Sudden, silent, and savage, searing as flame the blow— Faceless I fell before his feet, fifty summers ago. I heard him grunt and chuckle—I heard him pass to his den, He left me blind to the darkened years and the little mercy of men.”

and so on to the end. When that came, I waited to hear my primitive critic’s verdict. He was silent. I asked him what he thought of it. He laughed. “The old bear clawed he to rights; didn’t he?” was his remark.

The same man was delighted with a very rough rendering of the story of King Æolus and the winds. “They must have been wunnerful scared when they got their knives to the bull’s hide.” He cried and chuckled over the description for days. To such men the simple and elemental qualities of Homer and Virgil come home every time.

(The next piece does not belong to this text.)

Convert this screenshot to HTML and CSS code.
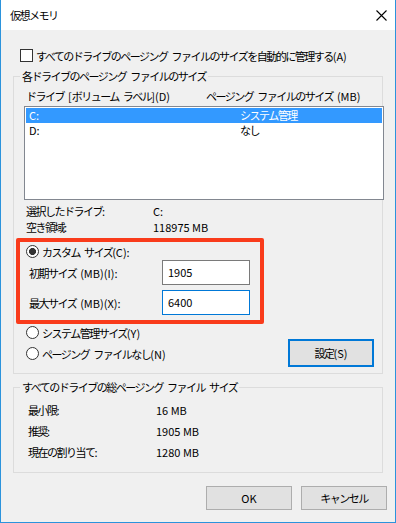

I think in spite of its obvious harshness, the Labrador life does call into action a certain vein of rough imagery if not of actual poetry. “What is it like in the interior?” I asked a settler. “There’s trees and this brook”—we were fishing a river at the time—“he grows little till he finishes himself altogether. Then there’s rocks and a sandy ridge. I s’pose there’s Indians and deer back o’ that, and back o’ that again a man might go on walking ahead till he died o’ old age.” A rough man’s picture, but surely not an unimaginative one.

Again speaking of an aged man, he said, “He is that old, he’s turned white with living in the snow, and he has a wunnerful great beard on him, so big it blows out on each side of he when he faces up wind.”